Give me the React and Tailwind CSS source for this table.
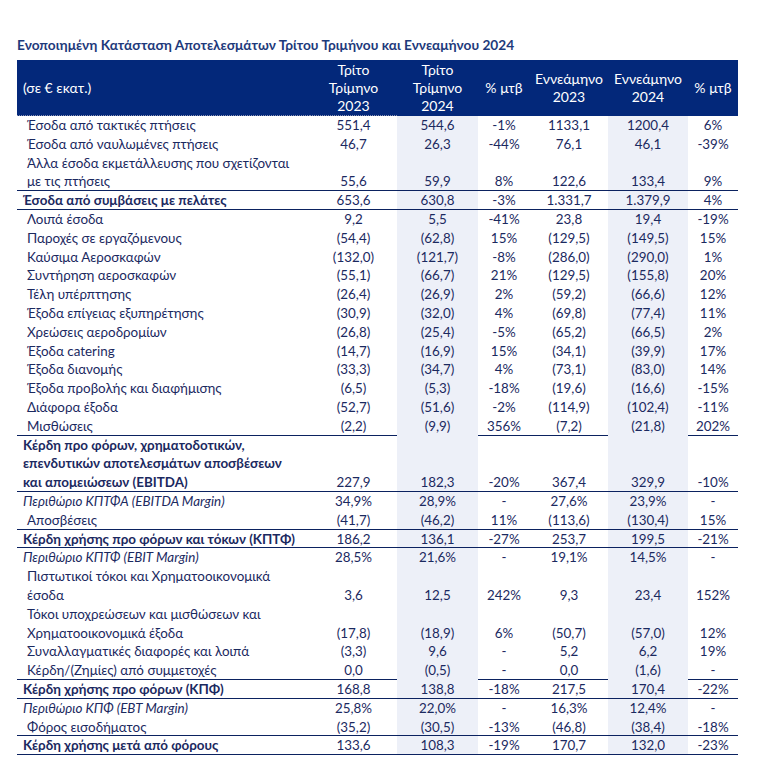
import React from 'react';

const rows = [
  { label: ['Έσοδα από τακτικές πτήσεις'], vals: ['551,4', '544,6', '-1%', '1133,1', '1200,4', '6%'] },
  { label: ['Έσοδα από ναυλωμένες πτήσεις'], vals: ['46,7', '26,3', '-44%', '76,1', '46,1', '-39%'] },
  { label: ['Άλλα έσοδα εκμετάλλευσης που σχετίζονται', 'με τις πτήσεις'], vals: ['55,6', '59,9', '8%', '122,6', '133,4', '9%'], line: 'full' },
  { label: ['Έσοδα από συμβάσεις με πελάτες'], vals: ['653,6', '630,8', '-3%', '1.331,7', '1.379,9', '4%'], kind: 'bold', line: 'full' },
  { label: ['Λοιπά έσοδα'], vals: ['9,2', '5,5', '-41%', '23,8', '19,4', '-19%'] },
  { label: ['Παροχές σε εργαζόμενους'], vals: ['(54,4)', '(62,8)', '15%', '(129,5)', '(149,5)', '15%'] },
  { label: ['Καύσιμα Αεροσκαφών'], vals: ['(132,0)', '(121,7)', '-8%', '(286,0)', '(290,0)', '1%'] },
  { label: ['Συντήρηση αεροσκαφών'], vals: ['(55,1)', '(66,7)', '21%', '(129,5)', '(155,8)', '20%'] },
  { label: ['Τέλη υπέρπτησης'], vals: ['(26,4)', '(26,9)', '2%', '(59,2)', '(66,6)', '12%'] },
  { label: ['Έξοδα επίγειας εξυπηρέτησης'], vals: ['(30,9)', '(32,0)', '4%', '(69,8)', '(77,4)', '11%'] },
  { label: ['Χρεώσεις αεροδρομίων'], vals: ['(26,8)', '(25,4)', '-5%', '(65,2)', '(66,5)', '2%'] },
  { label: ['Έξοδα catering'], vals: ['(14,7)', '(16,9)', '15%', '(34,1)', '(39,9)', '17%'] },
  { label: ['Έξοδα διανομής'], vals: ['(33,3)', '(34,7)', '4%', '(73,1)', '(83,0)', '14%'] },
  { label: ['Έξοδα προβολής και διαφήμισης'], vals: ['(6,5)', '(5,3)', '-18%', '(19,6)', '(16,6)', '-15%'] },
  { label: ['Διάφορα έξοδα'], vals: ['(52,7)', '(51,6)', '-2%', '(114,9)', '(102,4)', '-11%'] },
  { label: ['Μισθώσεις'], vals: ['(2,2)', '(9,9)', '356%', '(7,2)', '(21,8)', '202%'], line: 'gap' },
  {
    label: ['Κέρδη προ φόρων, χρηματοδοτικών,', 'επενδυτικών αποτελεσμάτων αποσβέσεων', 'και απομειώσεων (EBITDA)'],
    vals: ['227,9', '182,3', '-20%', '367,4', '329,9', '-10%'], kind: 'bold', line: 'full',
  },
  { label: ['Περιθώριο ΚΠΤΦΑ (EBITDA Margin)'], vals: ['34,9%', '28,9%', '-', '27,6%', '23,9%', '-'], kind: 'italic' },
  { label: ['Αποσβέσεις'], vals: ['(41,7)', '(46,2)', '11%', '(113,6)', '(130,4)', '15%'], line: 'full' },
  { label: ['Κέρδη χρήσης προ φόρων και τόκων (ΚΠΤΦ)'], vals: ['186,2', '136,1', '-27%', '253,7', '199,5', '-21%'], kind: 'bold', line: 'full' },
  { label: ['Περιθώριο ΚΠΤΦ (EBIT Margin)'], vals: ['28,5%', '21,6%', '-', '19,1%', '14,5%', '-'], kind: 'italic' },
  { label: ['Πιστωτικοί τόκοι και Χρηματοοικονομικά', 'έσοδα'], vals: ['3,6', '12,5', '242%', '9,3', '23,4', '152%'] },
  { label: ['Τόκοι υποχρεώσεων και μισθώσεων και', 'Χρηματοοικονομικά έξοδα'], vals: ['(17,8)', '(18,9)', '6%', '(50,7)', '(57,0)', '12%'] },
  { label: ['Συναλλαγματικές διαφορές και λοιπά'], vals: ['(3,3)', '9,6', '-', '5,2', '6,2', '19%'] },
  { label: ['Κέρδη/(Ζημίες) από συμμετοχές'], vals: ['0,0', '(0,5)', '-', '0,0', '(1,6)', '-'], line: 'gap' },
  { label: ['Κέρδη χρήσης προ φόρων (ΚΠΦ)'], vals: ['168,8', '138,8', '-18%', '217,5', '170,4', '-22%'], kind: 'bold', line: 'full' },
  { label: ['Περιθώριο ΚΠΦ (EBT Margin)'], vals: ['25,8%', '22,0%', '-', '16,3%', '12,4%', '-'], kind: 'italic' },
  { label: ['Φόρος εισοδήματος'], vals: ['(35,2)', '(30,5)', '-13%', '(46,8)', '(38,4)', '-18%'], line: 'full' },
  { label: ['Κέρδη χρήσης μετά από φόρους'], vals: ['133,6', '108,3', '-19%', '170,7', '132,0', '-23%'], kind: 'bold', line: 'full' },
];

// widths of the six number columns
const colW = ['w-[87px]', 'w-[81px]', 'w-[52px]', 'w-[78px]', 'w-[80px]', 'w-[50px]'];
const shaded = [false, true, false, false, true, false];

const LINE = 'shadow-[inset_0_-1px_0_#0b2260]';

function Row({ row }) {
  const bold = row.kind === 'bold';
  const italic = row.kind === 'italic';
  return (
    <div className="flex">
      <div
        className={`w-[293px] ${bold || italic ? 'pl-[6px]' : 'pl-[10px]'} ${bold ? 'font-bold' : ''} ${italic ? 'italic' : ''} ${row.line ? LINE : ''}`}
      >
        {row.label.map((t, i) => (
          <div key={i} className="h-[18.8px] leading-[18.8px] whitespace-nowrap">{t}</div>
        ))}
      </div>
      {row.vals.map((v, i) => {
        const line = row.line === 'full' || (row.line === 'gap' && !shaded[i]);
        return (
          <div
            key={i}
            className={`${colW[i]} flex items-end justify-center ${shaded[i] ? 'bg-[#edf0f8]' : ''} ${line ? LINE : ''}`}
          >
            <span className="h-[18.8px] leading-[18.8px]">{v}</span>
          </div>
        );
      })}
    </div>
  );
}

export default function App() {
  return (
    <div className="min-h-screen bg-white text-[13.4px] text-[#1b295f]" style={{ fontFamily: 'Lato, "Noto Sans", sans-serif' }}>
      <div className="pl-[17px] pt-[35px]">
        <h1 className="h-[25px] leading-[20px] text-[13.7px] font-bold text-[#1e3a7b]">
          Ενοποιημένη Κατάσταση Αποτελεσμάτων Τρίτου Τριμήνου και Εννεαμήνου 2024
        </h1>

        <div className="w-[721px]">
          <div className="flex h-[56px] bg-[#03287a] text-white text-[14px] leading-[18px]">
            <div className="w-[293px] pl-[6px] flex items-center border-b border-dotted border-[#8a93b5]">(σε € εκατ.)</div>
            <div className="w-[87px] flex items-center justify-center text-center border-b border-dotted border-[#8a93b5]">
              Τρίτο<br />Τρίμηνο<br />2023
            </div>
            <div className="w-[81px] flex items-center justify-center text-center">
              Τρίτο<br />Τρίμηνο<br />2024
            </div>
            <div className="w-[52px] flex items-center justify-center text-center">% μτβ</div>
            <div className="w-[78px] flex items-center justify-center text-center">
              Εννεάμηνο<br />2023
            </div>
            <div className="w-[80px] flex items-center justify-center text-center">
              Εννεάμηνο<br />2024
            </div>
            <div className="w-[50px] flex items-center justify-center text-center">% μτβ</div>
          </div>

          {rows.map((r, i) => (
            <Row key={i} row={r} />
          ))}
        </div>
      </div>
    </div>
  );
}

» **INSTRUCTIONS TO FOLLOW**
Quote all the lines above exactly as given. Do not include the pictures.

» **SOLUTION TO THE PROBLEM**
Give me the React and Tailwind CSS source for this table.
import React from 'react';

const rows = [
  { label: ['Έσοδα από τακτικές πτήσεις'], vals: ['551,4', '544,6', '-1%', '1133,1', '1200,4', '6%'] },
  { label: ['Έσοδα από ναυλωμένες πτήσεις'], vals: ['46,7', '26,3', '-44%', '76,1', '46,1', '-39%'] },
  { label: ['Άλλα έσοδα εκμετάλλευσης που σχετίζονται', 'με τις πτήσεις'], vals: ['55,6', '59,9', '8%', '122,6', '133,4', '9%'], line: 'full' },
  { label: ['Έσοδα από συμβάσεις με πελάτες'], vals: ['653,6', '630,8', '-3%', '1.331,7', '1.379,9', '4%'], kind: 'bold', line: 'full' },
  { label: ['Λοιπά έσοδα'], vals: ['9,2', '5,5', '-41%', '23,8', '19,4', '-19%'] },
  { label: ['Παροχές σε εργαζόμενους'], vals: ['(54,4)', '(62,8)', '15%', '(129,5)', '(149,5)', '15%'] },
  { label: ['Καύσιμα Αεροσκαφών'], vals: ['(132,0)', '(121,7)', '-8%', '(286,0)', '(290,0)', '1%'] },
  { label: ['Συντήρηση αεροσκαφών'], vals: ['(55,1)', '(66,7)', '21%', '(129,5)', '(155,8)', '20%'] },
  { label: ['Τέλη υπέρπτησης'], vals: ['(26,4)', '(26,9)', '2%', '(59,2)', '(66,6)', '12%'] },
  { label: ['Έξοδα επίγειας εξυπηρέτησης'], vals: ['(30,9)', '(32,0)', '4%', '(69,8)', '(77,4)', '11%'] },
  { label: ['Χρεώσεις αεροδρομίων'], vals: ['(26,8)', '(25,4)', '-5%', '(65,2)', '(66,5)', '2%'] },
  { label: ['Έξοδα catering'], vals: ['(14,7)', '(16,9)', '15%', '(34,1)', '(39,9)', '17%'] },
  { label: ['Έξοδα διανομής'], vals: ['(33,3)', '(34,7)', '4%', '(73,1)', '(83,0)', '14%'] },
  { label: ['Έξοδα προβολής και διαφήμισης'], vals: ['(6,5)', '(5,3)', '-18%', '(19,6)', '(16,6)', '-15%'] },
  { label: ['Διάφορα έξοδα'], vals: ['(52,7)', '(51,6)', '-2%', '(114,9)', '(102,4)', '-11%'] },
  { label: ['Μισθώσεις'], vals: ['(2,2)', '(9,9)', '356%', '(7,2)', '(21,8)', '202%'], line: 'gap' },
  {
    label: ['Κέρδη προ φόρων, χρηματοδοτικών,', 'επενδυτικών αποτελεσμάτων αποσβέσεων', 'και απομειώσεων (EBITDA)'],
    vals: ['227,9', '182,3', '-20%', '367,4', '329,9', '-10%'], kind: 'bold', line: 'full',
  },
  { label: ['Περιθώριο ΚΠΤΦΑ (EBITDA Margin)'], vals: ['34,9%', '28,9%', '-', '27,6%', '23,9%', '-'], kind: 'italic' },
  { label: ['Αποσβέσεις'], vals: ['(41,7)', '(46,2)', '11%', '(113,6)', '(130,4)', '15%'], line: 'full' },
  { label: ['Κέρδη χρήσης προ φόρων και τόκων (ΚΠΤΦ)'], vals: ['186,2', '136,1', '-27%', '253,7', '199,5', '-21%'], kind: 'bold', line: 'full' },
  { label: ['Περιθώριο ΚΠΤΦ (EBIT Margin)'], vals: ['28,5%', '21,6%', '-', '19,1%', '14,5%', '-'], kind: 'italic' },
  { label: ['Πιστωτικοί τόκοι και Χρηματοοικονομικά', 'έσοδα'], vals: ['3,6', '12,5', '242%', '9,3', '23,4', '152%'] },
  { label: ['Τόκοι υποχρεώσεων και μισθώσεων και', 'Χρηματοοικονομικά έξοδα'], vals: ['(17,8)', '(18,9)', '6%', '(50,7)', '(57,0)', '12%'] },
  { label: ['Συναλλαγματικές διαφορές και λοιπά'], vals: ['(3,3)', '9,6', '-', '5,2', '6,2', '19%'] },
  { label: ['Κέρδη/(Ζημίες) από συμμετοχές'], vals: ['0,0', '(0,5)', '-', '0,0', '(1,6)', '-'], line: 'gap' },
  { label: ['Κέρδη χρήσης προ φόρων (ΚΠΦ)'], vals: ['168,8', '138,8', '-18%', '217,5', '170,4', '-22%'], kind: 'bold', line: 'full' },
  { label: ['Περιθώριο ΚΠΦ (EBT Margin)'], vals: ['25,8%', '22,0%', '-', '16,3%', '12,4%', '-'], kind: 'italic' },
  { label: ['Φόρος εισοδήματος'], vals: ['(35,2)', '(30,5)', '-13%', '(46,8)', '(38,4)', '-18%'], line: 'full' },
  { label: ['Κέρδη χρήσης μετά από φόρους'], vals: ['133,6', '108,3', '-19%', '170,7', '132,0', '-23%'], kind: 'bold', line: 'full' },
];

// widths of the six number columns
const colW = ['w-[87px]', 'w-[81px]', 'w-[52px]', 'w-[78px]', 'w-[80px]', 'w-[50px]'];
const shaded = [false, true, false, false, true, false];

const LINE = 'shadow-[inset_0_-1px_0_#0b2260]';

function Row({ row }) {
  const bold = row.kind === 'bold';
  const italic = row.kind === 'italic';
  return (
    <div className="flex">
      <div
        className={`w-[293px] ${bold || italic ? 'pl-[6px]' : 'pl-[10px]'} ${bold ? 'font-bold' : ''} ${italic ? 'italic' : ''} ${row.line ? LINE : ''}`}
      >
        {row.label.map((t, i) => (
          <div key={i} className="h-[18.8px] leading-[18.8px] whitespace-nowrap">{t}</div>
        ))}
      </div>
      {row.vals.map((v, i) => {
        const line = row.line === 'full' || (row.line === 'gap' && !shaded[i]);
        return (
          <div
            key={i}
            className={`${colW[i]} flex items-end justify-center ${shaded[i] ? 'bg-[#edf0f8]' : ''} ${line ? LINE : ''}`}
          >
            <span className="h-[18.8px] leading-[18.8px]">{v}</span>
          </div>
        );
      })}
    </div>
  );
}

export default function App() {
  return (
    <div className="min-h-screen bg-white text-[13.4px] text-[#1b295f]" style={{ fontFamily: 'Lato, "Noto Sans", sans-serif' }}>
      <div className="pl-[17px] pt-[35px]">
        <h1 className="h-[25px] leading-[20px] text-[13.7px] font-bold text-[#1e3a7b]">
          Ενοποιημένη Κατάσταση Αποτελεσμάτων Τρίτου Τριμήνου και Εννεαμήνου 2024
        </h1>

        <div className="w-[721px]">
          <div className="flex h-[56px] bg-[#03287a] text-white text-[14px] leading-[18px]">
            <div className="w-[293px] pl-[6px] flex items-center border-b border-dotted border-[#8a93b5]">(σε € εκατ.)</div>
            <div className="w-[87px] flex items-center justify-center text-center border-b border-dotted border-[#8a93b5]">
              Τρίτο<br />Τρίμηνο<br />2023
            </div>
            <div className="w-[81px] flex items-center justify-center text-center">
              Τρίτο<br />Τρίμηνο<br />2024
            </div>
            <div className="w-[52px] flex items-center justify-center text-center">% μτβ</div>
            <div className="w-[78px] flex items-center justify-center text-center">
              Εννεάμηνο<br />2023
            </div>
            <div className="w-[80px] flex items-center justify-center text-center">
              Εννεάμηνο<br />2024
            </div>
            <div className="w-[50px] flex items-center justify-center text-center">% μτβ</div>
          </div>

          {rows.map((r, i) => (
            <Row key={i} row={r} />
          ))}
        </div>
      </div>
    </div>
  );
}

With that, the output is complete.